▸ **SET TASK**
Count the lines containing "Write". Give the number alone.
╭─ DATASET RECORDS
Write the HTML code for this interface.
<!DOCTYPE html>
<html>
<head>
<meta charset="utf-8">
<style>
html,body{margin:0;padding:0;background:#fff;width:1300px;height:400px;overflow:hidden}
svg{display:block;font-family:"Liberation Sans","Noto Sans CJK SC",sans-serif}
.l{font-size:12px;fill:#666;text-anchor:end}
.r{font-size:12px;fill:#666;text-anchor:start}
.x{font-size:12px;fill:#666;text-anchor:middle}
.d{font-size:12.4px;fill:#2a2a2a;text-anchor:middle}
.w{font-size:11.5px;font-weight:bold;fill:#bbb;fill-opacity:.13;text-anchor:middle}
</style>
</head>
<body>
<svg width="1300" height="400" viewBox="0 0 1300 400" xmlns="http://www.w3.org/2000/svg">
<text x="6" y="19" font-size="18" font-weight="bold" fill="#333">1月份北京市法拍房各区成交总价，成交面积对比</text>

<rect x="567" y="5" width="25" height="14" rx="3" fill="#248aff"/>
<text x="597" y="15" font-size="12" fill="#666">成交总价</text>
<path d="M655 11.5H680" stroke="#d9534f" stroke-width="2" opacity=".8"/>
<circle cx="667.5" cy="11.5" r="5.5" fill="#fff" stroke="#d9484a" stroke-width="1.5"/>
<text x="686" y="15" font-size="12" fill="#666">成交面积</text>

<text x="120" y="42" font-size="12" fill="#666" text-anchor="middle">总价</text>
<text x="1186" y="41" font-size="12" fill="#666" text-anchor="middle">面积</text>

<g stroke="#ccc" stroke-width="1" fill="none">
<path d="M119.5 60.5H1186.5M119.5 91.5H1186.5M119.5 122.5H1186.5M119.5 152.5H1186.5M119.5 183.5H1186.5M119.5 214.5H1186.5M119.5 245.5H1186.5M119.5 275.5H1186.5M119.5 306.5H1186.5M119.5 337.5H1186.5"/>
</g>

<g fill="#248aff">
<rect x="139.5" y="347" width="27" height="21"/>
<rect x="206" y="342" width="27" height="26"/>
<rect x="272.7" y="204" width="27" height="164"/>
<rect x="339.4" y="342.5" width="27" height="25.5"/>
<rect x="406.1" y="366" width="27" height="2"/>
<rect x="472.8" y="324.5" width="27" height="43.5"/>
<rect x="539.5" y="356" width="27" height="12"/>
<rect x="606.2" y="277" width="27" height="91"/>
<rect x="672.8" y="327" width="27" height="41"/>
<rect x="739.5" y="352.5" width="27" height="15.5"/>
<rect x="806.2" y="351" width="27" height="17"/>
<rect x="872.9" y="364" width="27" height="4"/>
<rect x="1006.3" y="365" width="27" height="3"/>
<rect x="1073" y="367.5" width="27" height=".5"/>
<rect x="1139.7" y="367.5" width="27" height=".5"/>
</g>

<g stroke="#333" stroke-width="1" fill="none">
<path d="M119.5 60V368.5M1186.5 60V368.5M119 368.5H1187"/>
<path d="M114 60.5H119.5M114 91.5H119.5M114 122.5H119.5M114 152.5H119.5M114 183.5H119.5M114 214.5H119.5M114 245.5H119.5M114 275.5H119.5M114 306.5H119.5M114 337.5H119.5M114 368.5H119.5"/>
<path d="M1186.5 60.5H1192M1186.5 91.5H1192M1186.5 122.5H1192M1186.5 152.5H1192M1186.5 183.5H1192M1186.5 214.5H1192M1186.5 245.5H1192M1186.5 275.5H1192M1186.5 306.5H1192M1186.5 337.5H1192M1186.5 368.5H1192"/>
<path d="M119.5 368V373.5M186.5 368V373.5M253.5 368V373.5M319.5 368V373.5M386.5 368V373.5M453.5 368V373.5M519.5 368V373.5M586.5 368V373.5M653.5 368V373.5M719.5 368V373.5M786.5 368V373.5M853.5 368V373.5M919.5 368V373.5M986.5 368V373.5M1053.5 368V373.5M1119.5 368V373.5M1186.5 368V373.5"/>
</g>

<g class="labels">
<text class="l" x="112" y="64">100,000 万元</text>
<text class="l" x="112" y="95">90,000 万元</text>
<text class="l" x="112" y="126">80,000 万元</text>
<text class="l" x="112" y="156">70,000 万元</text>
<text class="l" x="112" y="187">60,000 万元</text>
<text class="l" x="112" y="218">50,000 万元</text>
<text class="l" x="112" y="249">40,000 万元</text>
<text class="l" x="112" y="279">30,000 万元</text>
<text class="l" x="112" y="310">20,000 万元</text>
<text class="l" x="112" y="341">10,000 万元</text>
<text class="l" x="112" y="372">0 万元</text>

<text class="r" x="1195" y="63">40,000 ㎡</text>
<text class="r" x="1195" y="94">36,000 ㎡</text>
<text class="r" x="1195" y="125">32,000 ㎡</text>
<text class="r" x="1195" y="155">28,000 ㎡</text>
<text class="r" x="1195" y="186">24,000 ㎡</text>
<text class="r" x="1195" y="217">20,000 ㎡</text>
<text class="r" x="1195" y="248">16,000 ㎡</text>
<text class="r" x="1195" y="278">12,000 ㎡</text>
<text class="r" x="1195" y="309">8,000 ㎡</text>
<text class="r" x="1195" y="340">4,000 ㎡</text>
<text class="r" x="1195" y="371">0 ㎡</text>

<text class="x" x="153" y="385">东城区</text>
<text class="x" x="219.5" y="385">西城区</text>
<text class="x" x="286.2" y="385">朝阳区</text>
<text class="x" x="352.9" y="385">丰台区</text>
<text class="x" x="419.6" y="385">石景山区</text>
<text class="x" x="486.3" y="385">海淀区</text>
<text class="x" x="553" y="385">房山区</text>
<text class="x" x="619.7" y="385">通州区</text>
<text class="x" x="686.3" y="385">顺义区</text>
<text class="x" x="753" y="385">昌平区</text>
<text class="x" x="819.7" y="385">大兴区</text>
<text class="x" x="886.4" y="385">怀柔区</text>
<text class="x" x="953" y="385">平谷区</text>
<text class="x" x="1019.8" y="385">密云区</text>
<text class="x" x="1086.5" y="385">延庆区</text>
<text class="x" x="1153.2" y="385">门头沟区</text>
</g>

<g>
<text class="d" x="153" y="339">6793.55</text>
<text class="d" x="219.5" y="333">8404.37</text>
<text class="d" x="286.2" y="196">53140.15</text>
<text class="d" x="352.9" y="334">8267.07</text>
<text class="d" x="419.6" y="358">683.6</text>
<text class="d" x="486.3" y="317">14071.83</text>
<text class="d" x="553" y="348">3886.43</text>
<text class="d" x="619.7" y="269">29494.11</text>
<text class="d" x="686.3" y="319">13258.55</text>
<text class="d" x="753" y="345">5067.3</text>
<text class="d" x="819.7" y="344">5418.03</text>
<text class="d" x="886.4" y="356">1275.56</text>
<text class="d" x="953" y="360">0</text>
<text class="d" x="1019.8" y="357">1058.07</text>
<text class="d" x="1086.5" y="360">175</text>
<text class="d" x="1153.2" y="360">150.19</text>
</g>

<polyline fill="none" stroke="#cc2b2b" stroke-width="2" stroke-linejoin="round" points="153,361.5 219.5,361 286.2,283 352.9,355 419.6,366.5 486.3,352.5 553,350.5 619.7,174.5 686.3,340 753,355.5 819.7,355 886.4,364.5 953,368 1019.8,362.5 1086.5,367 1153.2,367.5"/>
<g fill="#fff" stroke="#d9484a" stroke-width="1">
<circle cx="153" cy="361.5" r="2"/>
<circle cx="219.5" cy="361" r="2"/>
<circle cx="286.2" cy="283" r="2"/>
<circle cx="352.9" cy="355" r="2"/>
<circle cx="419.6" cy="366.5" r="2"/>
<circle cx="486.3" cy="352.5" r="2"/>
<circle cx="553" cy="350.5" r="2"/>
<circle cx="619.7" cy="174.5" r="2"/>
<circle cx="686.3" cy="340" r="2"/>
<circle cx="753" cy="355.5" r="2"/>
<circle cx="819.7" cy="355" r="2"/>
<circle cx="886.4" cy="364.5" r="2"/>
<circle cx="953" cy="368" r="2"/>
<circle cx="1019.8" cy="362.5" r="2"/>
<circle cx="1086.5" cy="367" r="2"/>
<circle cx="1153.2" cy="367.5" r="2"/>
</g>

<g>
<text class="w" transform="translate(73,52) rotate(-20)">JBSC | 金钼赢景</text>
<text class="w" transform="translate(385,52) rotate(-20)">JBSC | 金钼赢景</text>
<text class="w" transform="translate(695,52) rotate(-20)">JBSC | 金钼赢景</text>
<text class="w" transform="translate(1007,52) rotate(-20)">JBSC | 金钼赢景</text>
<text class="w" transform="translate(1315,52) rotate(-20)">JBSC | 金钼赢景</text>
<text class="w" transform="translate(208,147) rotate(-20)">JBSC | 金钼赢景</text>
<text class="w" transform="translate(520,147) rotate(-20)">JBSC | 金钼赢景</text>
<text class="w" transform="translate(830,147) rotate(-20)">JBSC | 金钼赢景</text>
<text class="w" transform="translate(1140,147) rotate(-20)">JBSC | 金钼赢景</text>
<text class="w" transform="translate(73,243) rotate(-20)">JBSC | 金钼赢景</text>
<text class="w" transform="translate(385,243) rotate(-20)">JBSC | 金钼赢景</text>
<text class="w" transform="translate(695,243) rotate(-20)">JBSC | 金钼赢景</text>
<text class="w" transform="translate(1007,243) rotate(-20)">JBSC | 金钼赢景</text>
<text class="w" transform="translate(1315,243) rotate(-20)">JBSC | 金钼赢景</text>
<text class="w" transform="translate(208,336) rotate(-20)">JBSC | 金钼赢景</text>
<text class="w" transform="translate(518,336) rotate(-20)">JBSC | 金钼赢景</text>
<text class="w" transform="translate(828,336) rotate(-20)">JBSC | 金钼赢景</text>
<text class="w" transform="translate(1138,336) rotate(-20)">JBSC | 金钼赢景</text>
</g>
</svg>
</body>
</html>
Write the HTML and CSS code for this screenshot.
╰─
▸ **RESULT**
2